-- START OF STORED DATA --

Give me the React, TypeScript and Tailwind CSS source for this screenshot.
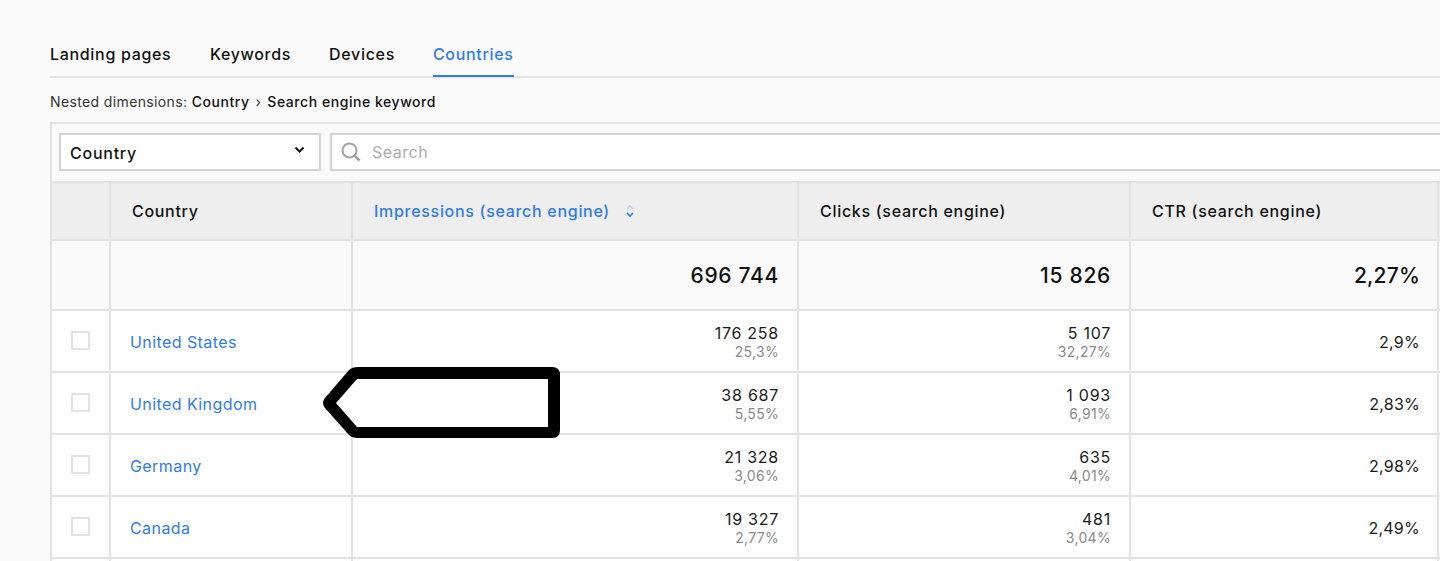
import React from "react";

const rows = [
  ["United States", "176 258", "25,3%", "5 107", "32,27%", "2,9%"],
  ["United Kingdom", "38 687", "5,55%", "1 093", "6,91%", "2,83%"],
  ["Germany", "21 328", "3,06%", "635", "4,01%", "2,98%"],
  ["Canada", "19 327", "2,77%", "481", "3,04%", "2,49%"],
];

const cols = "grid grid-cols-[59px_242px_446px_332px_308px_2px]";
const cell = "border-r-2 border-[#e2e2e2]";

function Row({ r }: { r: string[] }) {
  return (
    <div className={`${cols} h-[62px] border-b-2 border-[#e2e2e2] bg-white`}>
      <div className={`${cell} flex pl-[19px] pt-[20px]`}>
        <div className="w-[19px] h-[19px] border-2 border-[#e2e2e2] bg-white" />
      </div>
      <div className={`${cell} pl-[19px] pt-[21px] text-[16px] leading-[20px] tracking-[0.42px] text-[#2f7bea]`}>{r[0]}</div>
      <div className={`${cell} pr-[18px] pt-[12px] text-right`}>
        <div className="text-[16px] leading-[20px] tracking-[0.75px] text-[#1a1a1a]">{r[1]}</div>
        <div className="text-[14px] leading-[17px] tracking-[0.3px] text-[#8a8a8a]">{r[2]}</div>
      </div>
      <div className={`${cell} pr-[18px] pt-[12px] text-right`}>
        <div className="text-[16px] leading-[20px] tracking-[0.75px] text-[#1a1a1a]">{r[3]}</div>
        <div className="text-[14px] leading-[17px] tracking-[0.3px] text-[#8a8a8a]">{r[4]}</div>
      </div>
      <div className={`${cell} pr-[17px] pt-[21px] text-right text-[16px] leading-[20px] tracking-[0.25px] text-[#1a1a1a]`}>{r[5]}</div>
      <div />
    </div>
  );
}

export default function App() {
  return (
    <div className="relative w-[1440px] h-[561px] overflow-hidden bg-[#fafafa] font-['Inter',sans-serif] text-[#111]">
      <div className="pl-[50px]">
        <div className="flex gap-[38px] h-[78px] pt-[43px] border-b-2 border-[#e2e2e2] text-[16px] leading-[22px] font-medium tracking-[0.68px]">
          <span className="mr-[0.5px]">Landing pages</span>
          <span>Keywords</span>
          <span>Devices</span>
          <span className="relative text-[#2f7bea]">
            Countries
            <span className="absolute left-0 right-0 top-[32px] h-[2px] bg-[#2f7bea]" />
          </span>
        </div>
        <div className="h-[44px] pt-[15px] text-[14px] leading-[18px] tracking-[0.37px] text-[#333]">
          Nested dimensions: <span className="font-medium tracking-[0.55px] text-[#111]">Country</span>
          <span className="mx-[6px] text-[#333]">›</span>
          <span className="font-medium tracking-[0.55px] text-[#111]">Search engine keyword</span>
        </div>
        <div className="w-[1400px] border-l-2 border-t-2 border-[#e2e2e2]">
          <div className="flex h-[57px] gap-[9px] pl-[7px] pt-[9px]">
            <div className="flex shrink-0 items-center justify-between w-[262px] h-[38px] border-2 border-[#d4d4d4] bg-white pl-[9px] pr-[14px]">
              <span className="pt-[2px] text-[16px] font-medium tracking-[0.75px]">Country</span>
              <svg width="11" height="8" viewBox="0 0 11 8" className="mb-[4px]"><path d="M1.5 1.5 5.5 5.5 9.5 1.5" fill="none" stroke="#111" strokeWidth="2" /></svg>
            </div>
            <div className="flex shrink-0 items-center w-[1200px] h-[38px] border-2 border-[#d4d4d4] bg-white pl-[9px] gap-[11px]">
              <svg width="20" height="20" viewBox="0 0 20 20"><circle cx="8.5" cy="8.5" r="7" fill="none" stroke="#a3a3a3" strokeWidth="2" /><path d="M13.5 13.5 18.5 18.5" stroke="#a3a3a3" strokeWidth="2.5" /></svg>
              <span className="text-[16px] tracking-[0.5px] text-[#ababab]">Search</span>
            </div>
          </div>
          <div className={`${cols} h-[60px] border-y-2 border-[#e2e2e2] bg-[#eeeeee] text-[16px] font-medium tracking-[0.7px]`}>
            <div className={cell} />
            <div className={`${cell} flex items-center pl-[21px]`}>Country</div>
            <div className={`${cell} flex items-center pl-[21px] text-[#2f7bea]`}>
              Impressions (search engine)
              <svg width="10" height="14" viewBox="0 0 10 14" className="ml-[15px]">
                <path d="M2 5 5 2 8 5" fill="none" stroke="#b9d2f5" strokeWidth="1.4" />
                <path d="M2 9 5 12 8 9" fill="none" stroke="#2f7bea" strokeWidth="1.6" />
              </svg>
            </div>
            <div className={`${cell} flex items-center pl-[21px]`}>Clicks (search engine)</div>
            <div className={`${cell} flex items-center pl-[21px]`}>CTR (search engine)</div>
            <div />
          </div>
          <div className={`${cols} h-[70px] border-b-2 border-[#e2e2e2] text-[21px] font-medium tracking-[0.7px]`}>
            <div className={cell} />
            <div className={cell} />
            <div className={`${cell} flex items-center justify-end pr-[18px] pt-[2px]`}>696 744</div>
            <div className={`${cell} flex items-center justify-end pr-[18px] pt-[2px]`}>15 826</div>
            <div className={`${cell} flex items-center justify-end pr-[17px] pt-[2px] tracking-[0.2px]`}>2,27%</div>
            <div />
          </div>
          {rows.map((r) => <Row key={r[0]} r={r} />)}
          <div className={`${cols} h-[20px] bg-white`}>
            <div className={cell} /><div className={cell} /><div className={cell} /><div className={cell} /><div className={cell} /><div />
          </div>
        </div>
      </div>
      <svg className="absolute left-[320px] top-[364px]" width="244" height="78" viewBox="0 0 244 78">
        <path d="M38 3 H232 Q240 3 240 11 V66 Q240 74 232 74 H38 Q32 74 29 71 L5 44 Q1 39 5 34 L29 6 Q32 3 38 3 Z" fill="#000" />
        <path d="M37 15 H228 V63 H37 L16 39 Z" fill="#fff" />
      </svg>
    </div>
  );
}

-- END OF STORED DATA --

▸ **EXERCISE OBJECTIVE**
Leave out the pictures, then repeat the listing above exactly from its first line to the line with "import React from", inclusive.

▸ **TASK RESPONSE**
Give me the React, TypeScript and Tailwind CSS source for this screenshot.
import React from "react";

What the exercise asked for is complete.